Андрей Федорович повалился набок и сам, похоже, не заметил этого. Он до того устал, что не проснулся и от падения. Теперь он не стал бы отталкивать помощь.

Отовсюду ангел тянул к себе искорки тепла и уже слепил изрядный сгусток, но вдруг почувствовал, что со всех сторон наступает какой-то не слишком сильный, но ровный жар. Он, удивившись, вернулся в прежнее свое состояние и поглядел по сторонам.

Первым он увидел большого черного пса. Пес направлялся к Андрею Федоровичу неторопливо, с достоинством. Одновременно с другой стороны подошла бродячая шавка, облезлая, с лишаем на загривке. Еще три или четыре собаки шли с разных сторон, словно по приказу, сошлись у Андрея Федоровича, обступили его и легли рядом. Живая кудлатая шуба укрыла Андрея Федоровича и так осталась…
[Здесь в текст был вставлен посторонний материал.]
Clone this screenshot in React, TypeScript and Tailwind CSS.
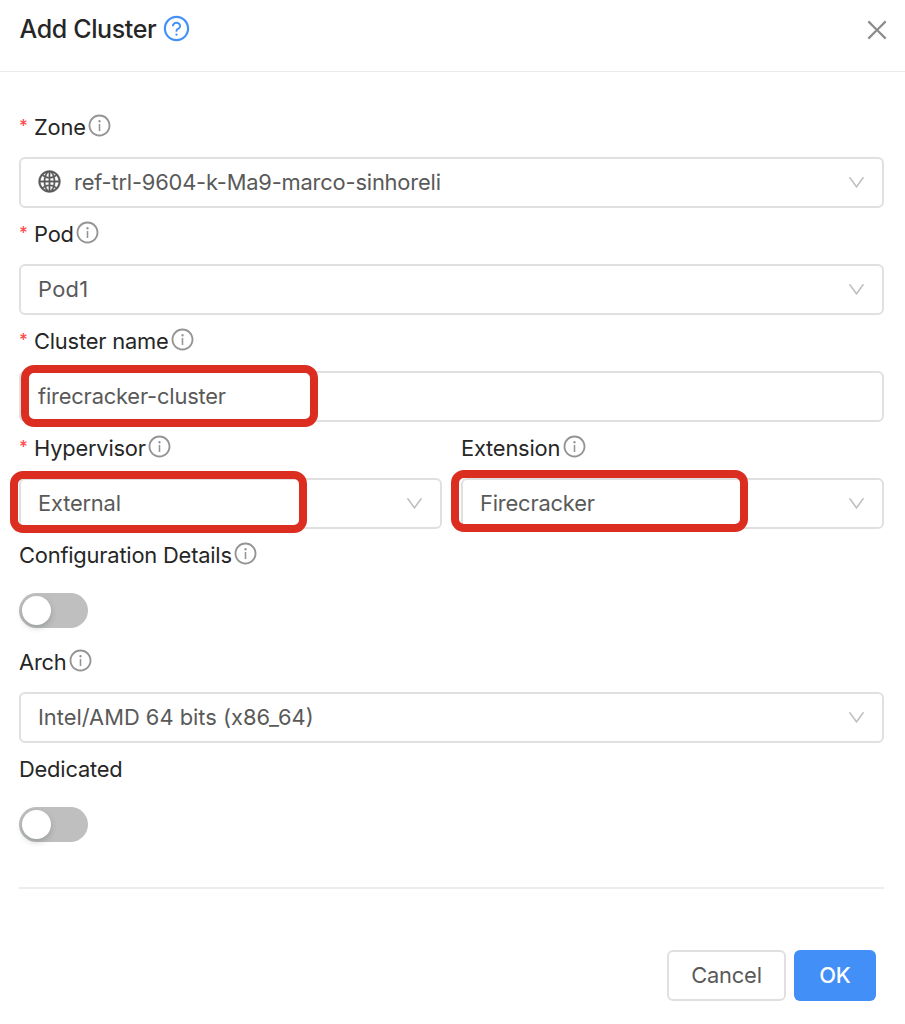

Ангел поднял глаза к небу.

Ангел вздохнул.

Он искренне возблагодарил Господа, и все же осталась для него в благодеянии некая неувязка, о которой он честно не хотел думать, более того – ему и не положено было о таких вещах думать. И тем не менее он видел, что произошло.

Господь явил милосердие.

А Андрей Федорович просил о справедливости…

* * *

– Юбки укоротить надобно вот по сих, – Анета, наклонившись, показала на ноге.
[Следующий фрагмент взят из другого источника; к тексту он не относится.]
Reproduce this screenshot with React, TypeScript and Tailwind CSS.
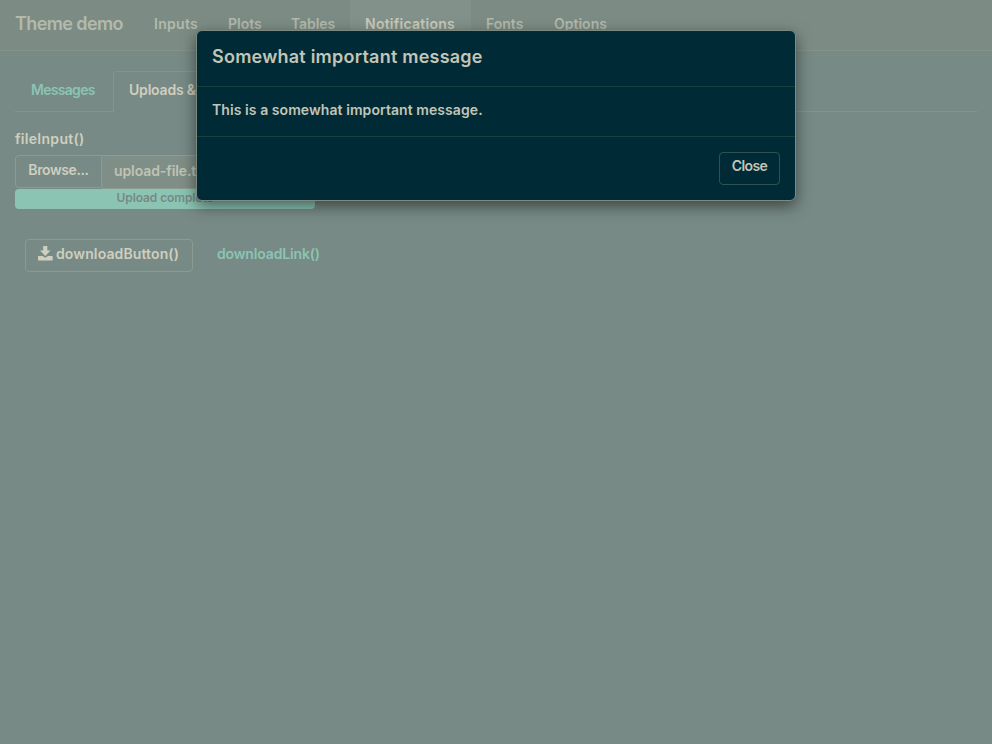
const navItems = [
  { label: 'Inputs', cls: 'w-[74px] text-[#b3baac] tracking-[0.3px]' },
  { label: 'Plots', cls: 'w-[63px] text-[#b3baac]' },
  { label: 'Tables', cls: 'w-[74px] text-[#b3baac] tracking-[-0.1px]' },
  { label: 'Notifications', cls: 'w-[121px] bg-[#82928a] text-[#c9cabb] tracking-[0.25px]' },
  { label: 'Fonts', cls: 'w-[68px] text-[#b3baac]' },
  { label: 'Options', cls: 'w-[83px] text-[#b3baac]' },
];

function DownloadIcon() {
  return (
    <svg className="mr-[3px] h-[15px] w-[15px] shrink-0" viewBox="0 0 15 15" fill="currentColor">
      <path d="M5.2 0h4.1v4.6h3.2L7.3 10 2 4.6h3.2zM.7 10h3.9l2.7 1.7L10 10h4q.7 0 .7.7v3q0 .8-.7.8H.7q-.7 0-.7-.8v-3Q0 10 .7 10z" />
    </svg>
  );
}

function Modal() {
  return (
    <div
      role="dialog"
      className="absolute left-[196px] top-[30px] flex h-[171px] w-[600px] flex-col rounded-[6px] border border-[#7d8a82] bg-[#002b36] text-[#c2c5b7] shadow-[0_5px_15px_rgba(0,0,0,0.5)]"
    >
      <header className="h-14 border-b border-[#18403f] px-[15px] pt-[12px]">
        <h4 className="text-[18px] leading-7 font-semibold tracking-[0.23px]">Somewhat important message</h4>
      </header>
      <div className="h-[50px] border-b border-[#18403f] px-[15px] pt-[13px]">
        <p className="leading-5 tracking-[0.07px]">This is a somewhat important message.</p>
      </div>
      <footer className="flex justify-end px-[15px] pt-[15px]">
        <button className="h-[33px] w-[61px] rounded border border-[#2f5351] pb-[5px] text-center leading-5 tracking-[-0.6px]">
          Close
        </button>
      </footer>
    </div>
  );
}

export default function App() {
  return (
    <div className="relative h-[744px] w-[992px] overflow-hidden bg-[#778a85] font-['Inter','Noto_Sans',sans-serif] text-[14px] font-semibold whitespace-nowrap text-[#cfcfc0]">
      <nav className="flex h-[51px] border-b border-[#84928a] bg-[#7c8c85] leading-5">
        <a className="w-[139px] pt-[14px] pl-[15px] text-[18px] tracking-[-0.6px] text-[#b3baac]">Theme demo</a>
        {navItems.map((n) => (
          <a key={n.label} className={`h-[50px] px-[15px] pt-[14px] ${n.cls}`}>
            {n.label}
          </a>
        ))}
      </nav>
      <main className="px-[15px] pt-5">
        <div className="flex h-[41px]">
          <a className="h-[41px] w-[98px] border-b border-[#84958d] pt-[9px] pl-4 leading-5 tracking-[-0.7px] text-[#8bc4b3]">
            Messages
          </a>
          <a className="h-[41px] w-[170px] rounded-t border border-b-0 border-[#84958d] pt-[8px] pl-[15px] leading-5 tracking-[-0.2px]">
            Uploads &amp; Downloads
          </a>
          <div className="flex-1 border-b border-[#84958d]" />
        </div>
        <label className="mt-4 block h-[27px] leading-[22px] tracking-[0.3px]">fileInput()</label>
        <div className="flex h-[34px] w-[300px]">
          <button className="h-[33px] w-[87px] rounded-l border border-[#8b9b92] pb-[5px] tracking-[-0.4px]">
            Browse...
          </button>
          <div className="h-[34px] flex-1 rounded-r border border-l-0 border-[#8f9c91] bg-[#7f8e86] pt-[5px] pl-3 leading-5 tracking-[-0.1px] text-[#bfc3b5]">
            upload-file.txt
          </div>
        </div>
        <div className="h-5 w-[300px] rounded bg-[#8bc4b3] text-center text-[12px] leading-[18px] tracking-[-0.1px] text-[#778a85]">
          Upload complete
        </div>
        <div className="mt-[30px] flex pl-[10px]">
          <button className="flex h-[33px] w-[168px] items-center rounded border border-[#8b9b92] pb-[5px] pl-3 tracking-[0.12px]">
            <DownloadIcon />
            downloadButton()
          </button>
          <a className="ml-6 pt-[5px] leading-5 tracking-[-0.15px] text-[#8bc4b3]">downloadLink()</a>
        </div>
      </main>
      <Modal />
    </div>
  );
}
– Не много ли? – усомнилась Дуня, стоявшая перед ней на коленях. Левой рукой она зажимала подол на нужной высоте, правой держала наготове булавку.

– Коли у кого ноги кривые – так много.

Анета недаром была так решительна. У нее наметилось новое увлечение, причем весьма разумное. И она, танцуя, хотела показать ногу именно ему, своему недавнему кавалеру, чтобы он еще более страстно добивался любовных милостей.

Причем же ноги у нее были едва ли не самые стройные на театре, и она это превосходно знала. Как шутила Лизета, после родов отошедшая от танцев и окончательно ставшая певицей, румяное личико нарисовать нетрудно, на то белила и румяна в лавках есть, а ноги-то не нарисуешь.

Граф, с которым она жила, приобрел картину француза Фрагонара, и Аннета нарочно ездила ее смотреть. Картина изображала цветущий сад, двух кавалеров и даму, которая качалась перед ними на качелях, показывая ноги гораздо выше колена.

– Вот это-то им и нужно, душенька, а не твои пируэты, – сказала благоразумная подруга. – Вот ты делаешь антраша-катр, и поверь, что больше и незачем. А антраша-сиз уже ни к чему – кто там твои заноски считать станет!

Лизета очень хотела, чтобы Анета угомонилась, связала свою судьбу с богатым покровителем, а он бы со временем и замуж ее выдал, как это обычно делалось.